Municipalities, impenetrable bureaucracies, citizen rights

Israel is an amazing country for the way it has developed despite the many existential problems which it faces on a daily basis.

Beersheba water features 521 (photo credit: Courtesy of Beersheba Municipality)
Beersheba water features 521
(photo credit: Courtesy of Beersheba Municipality)
The Jerusalem light rail, after what must have been the most protracted and error prone construction of an urban transit system anywhere in the world, has been running smoothly for the past six weeks. It would take up the entire column just to list the numerous mistakes and delays which accompanied the construction of this project, resulting in its inauguration many years after the initial deadline had passed, and at a cost exceeding original estimates by tens of millions of dollars.
So far, the free trial run of the system hasn’t encountered any snags. If, as assumed, many of the regular buses along the rail route are eventually phased out, the result should be a less congested and less polluted city, in which internal travel is a less hellish experience than it has been in recent years.
But none of this can excuse the misery and suffering it has already caused countless Jerusalem residents. I’m not referring to the financial losses incurred by many shopkeepers along the route, especially in the center of town along Jaffa Street, but to the significant worsening of living conditions for many of the capital’s senior citizens, whose life has been altered by the construction of the railway system.
Take, for instance, the many residents of Herzl Boulevard in the Beit Hakerem neighborhood where, for some unknown reason, the rail line was constructed along one side of the street instead of in the middle.
Many of the residents in this area are elderly and, even without the light rail, had enough problems accessing the main street. Today, these residents, who have become prisoners to the railway lines, so to speak, have to walk – or be assisted by their helpers – with great difficulty to the nearest intersection to get access to the street.

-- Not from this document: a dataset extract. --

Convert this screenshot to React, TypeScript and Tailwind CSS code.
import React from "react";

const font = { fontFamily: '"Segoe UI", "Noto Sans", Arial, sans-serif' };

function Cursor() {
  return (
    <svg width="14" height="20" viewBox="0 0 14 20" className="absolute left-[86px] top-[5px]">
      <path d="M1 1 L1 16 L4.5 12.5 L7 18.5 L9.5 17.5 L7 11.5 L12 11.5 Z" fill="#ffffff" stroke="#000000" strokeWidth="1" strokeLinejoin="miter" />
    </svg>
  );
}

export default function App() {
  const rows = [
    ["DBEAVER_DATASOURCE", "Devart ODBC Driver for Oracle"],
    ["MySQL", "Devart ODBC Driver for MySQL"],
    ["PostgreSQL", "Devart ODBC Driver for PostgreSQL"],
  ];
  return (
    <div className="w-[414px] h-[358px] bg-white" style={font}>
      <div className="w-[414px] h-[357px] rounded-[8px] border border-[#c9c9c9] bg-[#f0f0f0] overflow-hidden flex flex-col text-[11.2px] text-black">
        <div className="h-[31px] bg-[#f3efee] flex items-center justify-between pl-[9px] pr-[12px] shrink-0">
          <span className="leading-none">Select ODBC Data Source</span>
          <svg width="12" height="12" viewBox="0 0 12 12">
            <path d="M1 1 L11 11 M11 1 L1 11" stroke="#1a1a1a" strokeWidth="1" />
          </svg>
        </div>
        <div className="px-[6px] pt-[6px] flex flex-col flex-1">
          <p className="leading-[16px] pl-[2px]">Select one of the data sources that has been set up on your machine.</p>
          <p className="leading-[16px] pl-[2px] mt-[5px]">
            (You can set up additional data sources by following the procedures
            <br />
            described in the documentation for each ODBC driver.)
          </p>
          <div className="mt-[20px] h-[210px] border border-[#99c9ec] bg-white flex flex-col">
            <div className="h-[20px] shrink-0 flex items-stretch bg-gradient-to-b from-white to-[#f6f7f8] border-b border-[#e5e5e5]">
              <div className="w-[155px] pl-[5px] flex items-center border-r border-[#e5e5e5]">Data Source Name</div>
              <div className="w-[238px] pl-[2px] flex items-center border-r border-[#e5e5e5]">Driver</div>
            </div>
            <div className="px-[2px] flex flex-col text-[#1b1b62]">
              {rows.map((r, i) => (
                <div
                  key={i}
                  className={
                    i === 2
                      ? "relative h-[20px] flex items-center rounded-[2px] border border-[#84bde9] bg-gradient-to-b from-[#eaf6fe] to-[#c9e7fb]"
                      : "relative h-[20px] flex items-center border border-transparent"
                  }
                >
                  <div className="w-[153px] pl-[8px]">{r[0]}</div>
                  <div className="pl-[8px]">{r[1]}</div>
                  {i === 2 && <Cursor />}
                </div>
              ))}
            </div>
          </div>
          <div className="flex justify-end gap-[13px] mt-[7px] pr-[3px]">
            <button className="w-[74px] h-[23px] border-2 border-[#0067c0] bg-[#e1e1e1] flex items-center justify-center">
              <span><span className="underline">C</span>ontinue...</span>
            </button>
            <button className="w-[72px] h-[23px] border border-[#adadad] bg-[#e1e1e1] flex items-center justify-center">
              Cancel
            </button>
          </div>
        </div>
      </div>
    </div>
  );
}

These residents were never, to my knowledge, consulted prior to construction of the rail lines, nor were their problems taken into account afterwards. Furthermore if at any point they ever did raise questions or register complaints, they were mostly ignored and brushed aside by the large bureaucracies such as the Jerusalem municipality or the legal advisers of the railway company.
In almost all of these cases, the municipality and the rail company have hidden behind the bureaucracy of large law firms.
Unfortunately, bureaucracy in Israel still works by the method of attrition.
Never answer the first two or three letters.
Then, if someone persists, pass the letter or complaint on to numerous other departments.
It will normally get buried at this point along with a pile of other papers and requests, although if the applicant is lucky they may get a short reply, normally rejecting their complaint. If, a year or more down the road, the complainant still persists, pass it on to the legal department, where it usually remains for six months without getting any attention and, finally, generates a short, politely worded letter in legal jargon explaining why the complainant does not have any justifiable claim. If the complainant has not been totally worn out by then and he/she decides to take it to court, there is a chance that he/she may succeed, but the average complaint simply fades away, so for the most part the large companies, such as the rail company, come out ahead.
The country’s municipalities and local government authorities remain some of the worst offenders. Take for example the community of Metar, my own place of residence in the south of Israel. This suburban community, north of Beersheba and numbering almost 10,000 inhabitants, could indeed be one of the hidden jewels of the Israeli landscape were it not for its extremely poor, inefficient and bureaucratic management, which only appears to get worse by the year. For twenty years I have lived adjacent to the unfinished skeleton of a house which constitutes a perpetual hazard to the residents in this community. Like other residents of this and other neighboring suburban communities such as Omer and Lehavim, we pay among the highest local rates in the country because, in return, we expect to receive a high level of service provision from our elected municipal officials. Instead we get dirty streets, untended public spaces and the continued existence of deserted and skeletal houses which scar the residential landscape.
Metar is just one example of a municipality which, while touting an exclusive quality of life environment to the outer world, and charging high levels of local taxes accordingly, is poorly managed and fails to provide a reasonable level of service amenities to its residents. There are many other such municipalities throughout Israel – the level of local government management has not improved greatly during the sixty years of the state’s existence.
Israel is an amazing country for the way it has developed despite the many existential problems which it faces on a daily basis. But all this is no excuse for the continued mismanagement of our residential fabric, and the age-old use of large, impenetrable bureaucracies to prevent us, the citizens, from having proper recourse to our legitimate complaints.
The writer is professor of Political Geography at Ben Gurion University and editor of the International Journal of Geopolitics. The comments expressed are his alone.